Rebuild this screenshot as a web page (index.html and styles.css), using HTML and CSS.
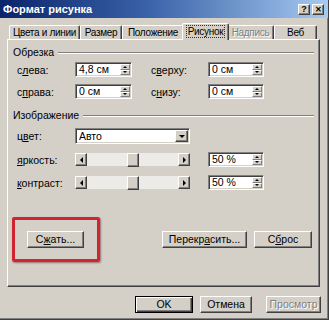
FILE: index.html
```html
<!DOCTYPE html>
<html lang="ru">
<head>
    <meta charset="UTF-8">
    <title>Формат рисунка</title>
    <link rel="stylesheet" href="styles.css">
</head>
<body>
    <div class="window">
        <div class="titlebar">
            <span class="title">Формат рисунка</span>
            <div class="caption-btns">
                <span class="cap-btn">?</span>
                <span class="cap-btn cap-close">&#x2715;</span>
            </div>
        </div>

        <div class="tabs">
            <div class="tab tab-1">Цвета и линии</div>
            <div class="tab tab-2">Размер</div>
            <div class="tab tab-3">Положение</div>
            <div class="tab tab-active"><span class="focus">Рисунок</span></div>
            <div class="tab tab-5 disabled">Надпись</div>
            <div class="tab tab-6">Веб</div>
        </div>

        <div class="panel">
            <div class="group-title"><span>Обрезка</span><i class="rule"></i></div>

            <div class="crop-grid">
                <label>с<u>л</u>ева:</label>
                <div class="field spin-field"><span class="val">4,8 см</span><span class="spin"><b class="up"></b><b class="down"></b></span></div>
                <label class="label-2">с<u>в</u>ерху:</label>
                <div class="field spin-field"><span class="val">0 см</span><span class="spin"><b class="up"></b><b class="down"></b></span></div>

                <label>с<u>п</u>рава:</label>
                <div class="field spin-field"><span class="val">0 см</span><span class="spin"><b class="up"></b><b class="down"></b></span></div>
                <label class="label-2">с<u>н</u>изу:</label>
                <div class="field spin-field"><span class="val">0 см</span><span class="spin"><b class="up"></b><b class="down"></b></span></div>
            </div>

            <div class="group-title group-2"><span>Изображение</span><i class="rule"></i></div>

            <div class="img-grid">
                <label>ц<u>в</u>ет:</label>
                <div class="field combo"><span class="val">Авто</span><span class="drop"><b class="down"></b></span></div>
                <span></span>
                <span></span>

                <label><u>я</u>ркость:</label>
                <div class="scroll"><span class="sbtn"><b class="left"></b></span><span class="track"><span class="thumb"></span></span><span class="sbtn"><b class="right"></b></span></div>
                <span></span>
                <div class="field spin-field"><span class="val">50 %</span><span class="spin"><b class="up"></b><b class="down"></b></span></div>

                <label><u>к</u>онтраст:</label>
                <div class="scroll"><span class="sbtn"><b class="left"></b></span><span class="track"><span class="thumb"></span></span><span class="sbtn"><b class="right"></b></span></div>
                <span></span>
                <div class="field spin-field"><span class="val">50 %</span><span class="spin"><b class="up"></b><b class="down"></b></span></div>
            </div>

            <div class="actions">
                <div class="highlight">
                    <div class="btn btn-compress">С<u>ж</u>ать...</div>
                </div>
                <div class="btn btn-recolor">Перекр<u>а</u>сить...</div>
                <div class="btn btn-reset">С<u>б</u>рос</div>
            </div>
        </div>

        <div class="footer">
            <div class="btn btn-ok">OK</div>
            <div class="btn btn-cancel">Отмена</div>
            <div class="btn btn-preview disabled">Просмотр</div>
        </div>
    </div>
</body>
</html>
```

FILE: styles.css
```css
body{
    margin: 0;
    font-family: "Liberation Sans", Arial, sans-serif;
    font-size: 10.5px;
    color: #000;
    background: #d4d0c8;
}

.window{
    width: 329px;
    height: 320px;
    box-sizing: border-box;
    background: #d4d0c8;
    border-right: 1px solid #404040;
    border-bottom: 1px solid #404040;
    box-shadow: inset -1px -1px #808080;
}

/* title bar */
.titlebar{
    height: 18px;
    display: flex;
    align-items: center;
    justify-content: space-between;
    padding: 0 4px 0 3px;
    background: linear-gradient(to right, #0a246a, #3a62a8 45%, #a6caf0);
    color: white;
    font-size: 11px;
    font-weight: bold;
}
.caption-btns{
    display: flex;
    gap: 2px;
}
.cap-btn{
    width: 12px;
    height: 11px;
    box-sizing: border-box;
    background: #d4d0c8;
    color: #000;
    border: 1px solid;
    border-color: #fff #404040 #404040 #fff;
    box-shadow: inset -1px -1px #808080;
    font-size: 9px;
    line-height: 9px;
    text-align: center;
}
.cap-close{
    font-size: 8px;
}

/* tabs */
.tabs{
    display: flex;
    align-items: flex-end;
    height: 16px;
    margin-top: 5px;
    padding-left: 9px;
    font-size: 10px;
    letter-spacing: -0.3px;
}
.tab{
    height: 14px;
    box-sizing: border-box;
    border-top: 1px solid #fff;
    border-left: 1px solid #fff;
    border-right: 1px solid #404040;
    box-shadow: inset -1px 0 #808080;
    border-radius: 2px 2px 0 0;
    text-align: center;
    line-height: 13px;
    white-space: nowrap;
}
.tab-1{ width: 71px; }
.tab-2{ width: 42px; }
.tab-3{ width: 62px; }
.tab-5{ width: 47px; }
.tab-6{ width: 43px; }
.tab-active{
    width: 47px;
    height: 17px;
    margin: 0 -2px -1px;
    position: relative;
    z-index: 1;
    background: #d4d0c8;
    line-height: 15px;
}
.focus{
    outline: 1px dotted #333;
    padding: 0 1px;
}
.disabled{
    color: #808080;
    text-shadow: 1px 1px #fff;
}

/* page */
.panel{
    width: 313px;
    height: 248px;
    margin-left: 7px;
    box-sizing: border-box;
    border: 1px solid;
    border-color: #fff #404040 #404040 #fff;
    box-shadow: inset -1px -1px #808080;
}

.group-title{
    display: flex;
    align-items: center;
    margin: 6px 5px 0 5px;
    line-height: 13px;
}
.group-2{
    margin-top: 10px;
}
.rule{
    flex: 1;
    height: 0;
    margin-left: 4px;
    border-top: 1px solid #808080;
    border-bottom: 1px solid #fff;
}

label{
    display: flex;
    align-items: center;
}

.crop-grid{
    display: grid;
    grid-template-columns: 58px 57px 76px 56px;
    grid-template-rows: 15px 15px;
    row-gap: 7px;
    margin-top: 3px;
    padding-left: 9px;
}
.label-2{
    padding-left: 19px;
}

.img-grid{
    display: grid;
    grid-template-columns: 58px 115px 18px 56px;
    grid-template-rows: 16px 15px 15px;
    row-gap: 8px;
    margin-top: 6px;
    padding-left: 9px;
}

/* sunken fields */
.field{
    display: flex;
    align-items: stretch;
    box-sizing: border-box;
    background: white;
    border: 1px solid;
    border-color: #808080 #fff #fff #808080;
    box-shadow: inset 1px 1px #404040, inset -1px -1px #d4d0c8;
    padding: 1px;
}
.val{
    flex: 1;
    padding-left: 2px;
    line-height: 11px;
    display: flex;
    align-items: center;
}
.spin{
    width: 10px;
    display: flex;
    flex-direction: column;
}
.spin b, .drop, .sbtn{
    flex: 1;
    display: flex;
    align-items: center;
    justify-content: center;
    background: #d4d0c8;
    box-sizing: border-box;
    border: 1px solid;
    border-color: #fff #808080 #808080 #fff;
}
.drop{
    flex: none;
    width: 13px;
    border-color: #fff #404040 #404040 #fff;
    box-shadow: inset -1px -1px #808080;
}

/* arrows */
.spin .up::after, .spin .down::after, .drop .down::after{
    content: "";
    display: block;
    width: 0;
    height: 0;
    border-left: 2px solid transparent;
    border-right: 2px solid transparent;
}
.spin .up::after{ border-bottom: 2px solid #000; }
.spin .down::after{ border-top: 2px solid #000; }
.drop .down::after{
    border-left-width: 3px;
    border-right-width: 3px;
    border-top: 3px solid #000;
}
.left, .right{
    width: 0;
    height: 0;
    border-top: 3px solid transparent;
    border-bottom: 3px solid transparent;
}
.left{ border-right: 3px solid #000; }
.right{ border-left: 3px solid #000; }

/* slider look (scrollbar) */
.scroll{
    display: flex;
    height: 13px;
    align-self: center;
    background: #edebe7;
}
.sbtn{
    flex: none;
    width: 12px;
    border-color: #fff #404040 #404040 #fff;
    box-shadow: inset -1px -1px #808080;
}
.track{
    flex: 1;
    display: flex;
    justify-content: center;
}
.thumb{
    width: 12px;
    height: 14px;
    box-sizing: border-box;
    background: #d4d0c8;
    border: 1px solid;
    border-color: #fff #404040 #404040 #fff;
    box-shadow: inset -1px -1px #808080;
}

/* buttons */
.btn{
    height: 17px;
    box-sizing: border-box;
    border: 1px solid;
    border-color: #fff #404040 #404040 #fff;
    box-shadow: inset -1px -1px #808080;
    text-align: center;
    line-height: 15px;
    white-space: nowrap;
}

.actions{
    display: flex;
    align-items: center;
    margin-top: 27px;
}
.highlight{
    margin-left: 4px;
    padding: 11px 13px 11px 12px;
    border: 3px solid #cf2530;
    border-radius: 2px;
    box-shadow: 1px 1px 2px rgba(80,0,0,.45);
}
.btn-compress{ width: 57px; }
.btn-recolor{
    width: 85px;
    margin-left: 62px;
}
.btn-reset{
    width: 58px;
    margin-left: 7px;
}

.footer{
    display: flex;
    margin-top: 9px;
    padding-left: 135px;
}
.btn-ok{
    width: 58px;
    border-color: #000;
    box-shadow: inset 1px 1px #fff, inset -1px -1px #404040, inset -2px -2px #808080;
}
.btn-cancel{
    width: 52px;
    margin-left: 7px;
}
.btn-preview{
    width: 55px;
    margin-left: 14px;
}
```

**Your instructions:** Determine how many lines of the material include the string "styles". Output only that count.

**Answer to this exercise:** 3